The polar Kerr effect used as reproducing means for the magneto-optical recording medium is obtained only from a perpendicular magnetization component of the reproducing layer 3' whereon the light beam 205 is projected. Therefore, a perpendicular magnetization is shown only in the irradiated area with the light beam 205, i.e., the central portion having a temperature rise in a spot 206 of the laser beam on the reproducing layer 3', thereby permitting the reproducing signal to be obtained from the reproducing layer 3'.
As a result, only the magnetization state in the recording bit 201 at the central portion of the laser beam spot 206 of the recording layer 4' is copied to the reproducing layer 3' by the exchange interaction. While other recording bits 202 of the reproducing layer 3' show the in-plane magnetization, thereby enabling only information on the recording bit 201 to be reproduced.
For the above-mentioned reason, even if the diameter of each recording bit 201, 202 or an interval between the recording bits 201 and 202 is made smaller than the diameter of the spot 206 of the laser beam, the recording bits 201 and 202 can be reproduced, thereby enabling information recorded at high density to be reproduced.
However, in the described conventional arrangement, a still improved recording density of respective recording bits 201 and 202 are restricted by the problem associated with the reproducing operation.

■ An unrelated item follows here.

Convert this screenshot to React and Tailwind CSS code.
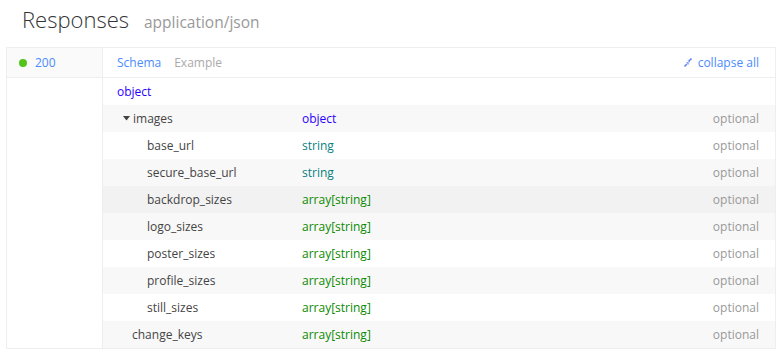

More specifically, the reproducing layer 3' of the described prior art document, in general, has properties such that a transition gradually occurs from in-plane magnetization to perpendicular magnetization as the temperature thereof is raised. Here, since the temperature of recording bit 202 adjoining to the recording bit 201 to be reproduced is also raised, the magnetization in the reproducing layer 3' in the adjoining recording bit 202 is arranged in an intermediate direction in a process of changing from the in-plane direction and the perpendicular magnetization, thereby having a component in the perpendicular magnetization direction.
For the described reason, when reproducing information recorded on the recording bit 201, a perpendicular magnetization component in the adjoining recording bit 202 is also reproduced, thereby presenting the problem that each recording bit 202 cannot be reproduced by completely separating a signal from the recording bit 201.
Therefore, there is a restriction for reducing the size of the recording bits 201 and 202 and the interval between the recording bits 201 and 202 associated with the reproducing operation, thereby presenting the problem that a still improved recording density cannot be achieved.